A perfect bungalow, well-named indeed. It is built with conveniences of store rooms. box rooms and pantries galore. The basement is a house in itself. Servants quarters apart. The furniture, good, plain, honest teakwood; four bedrooms, centre dining room, opening from the hall and a verandah large as a room; in this our feast is spread, the dining table having been put there in readiness.
Feast did I say? And truly no misnomer! Fresh eggs and milk from all sources Chinese, cold ham from York, pale of Bass and iced at that. Pate of Strasbourg liver, bread of the whitest (surely Cafe Wiesmann's German), California oranges, rosy cheeked English apples and parmesan with cream-white flaky crackers and of course jam tarts. The most surprising dish was fresh grouse from Scotland!
We watched and heard ducks by the hundreds waddling in the shallows, sluffing the water through their bills and grub catching. We also saw fisherman returning from their fishing laden with mackerel.

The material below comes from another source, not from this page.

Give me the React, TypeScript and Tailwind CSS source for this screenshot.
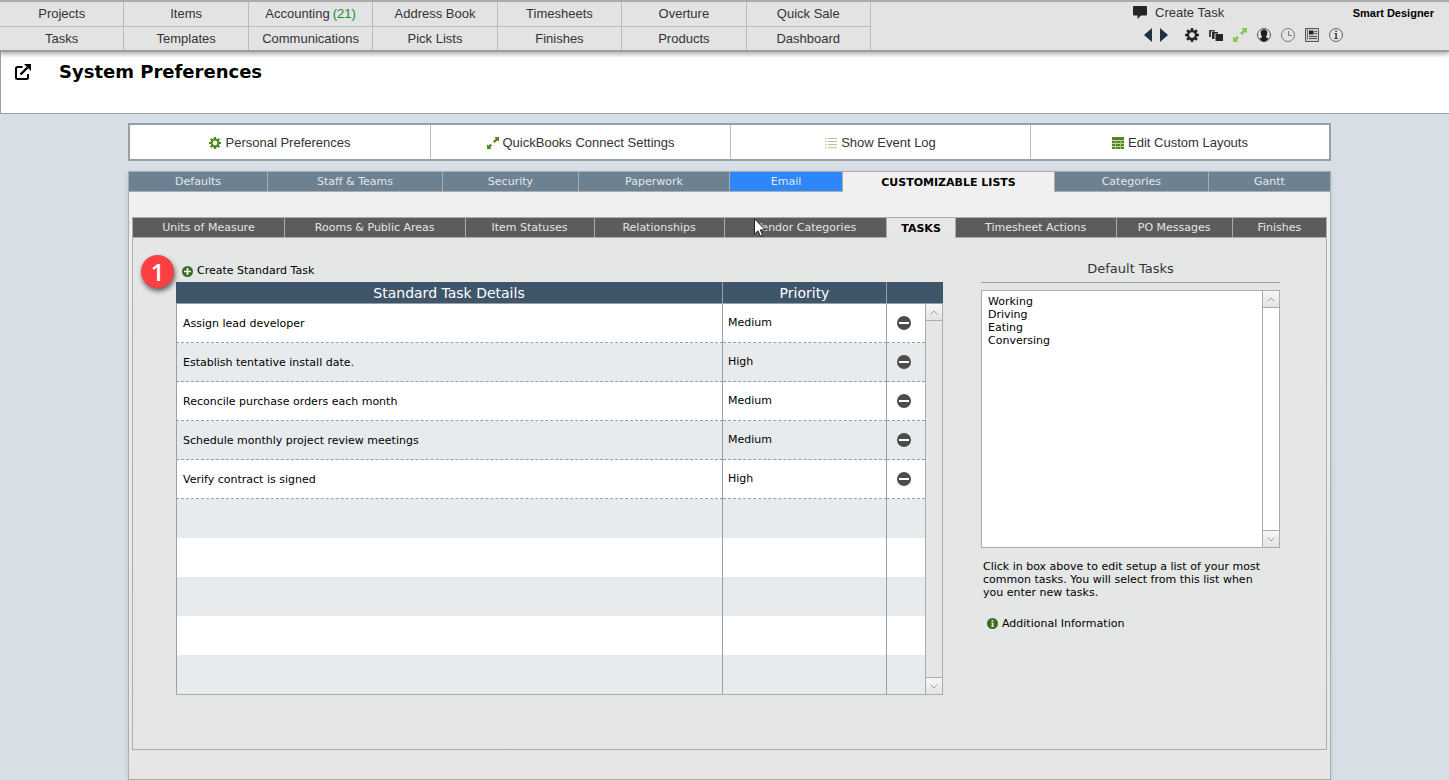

The charge for the use of the Rest House is ten cents per person per hour. 72 hours the limit unless by special arrangement. A visit to the Rest House may be either on very economical lines or the reverse. Meals can be had at a fixed rate or provisions taken.
The bedroom furniture is of teakwood, bedsteads brass and iron, mattresses and pillows good and clean. The charges of each bed per night is 25 cents without sheets and blankets or 50 cents with. The bathrooms have Soochow tubs and marble and porcelain washstands with water laid on. There is also a cooking range and kitchen utensils. Stalling for ponies with fodder is also provided.
Having had the pleasure of the Rest House, let me remind you that East is East and West is West and truly the twain may meet.
on a slight elevation overlooking Mirs Bay.
Nice description, but unless the Tolo Harbour was called Mirs Bay in 1911 I think he may have his names mixed up.
Re: Tolo Harbour
You are right about the mix-up. Tolo Harbour had already been mentioned in Lockhart's report in 1899 on the leased area of the New Territories.
Mr. D. Akers-Jones did not
Mr. D. Akers-Jones did not live in this Bungalow. He lived in Island House, Yuen Chau Chai the other end of this stretch of TaiPoRoad.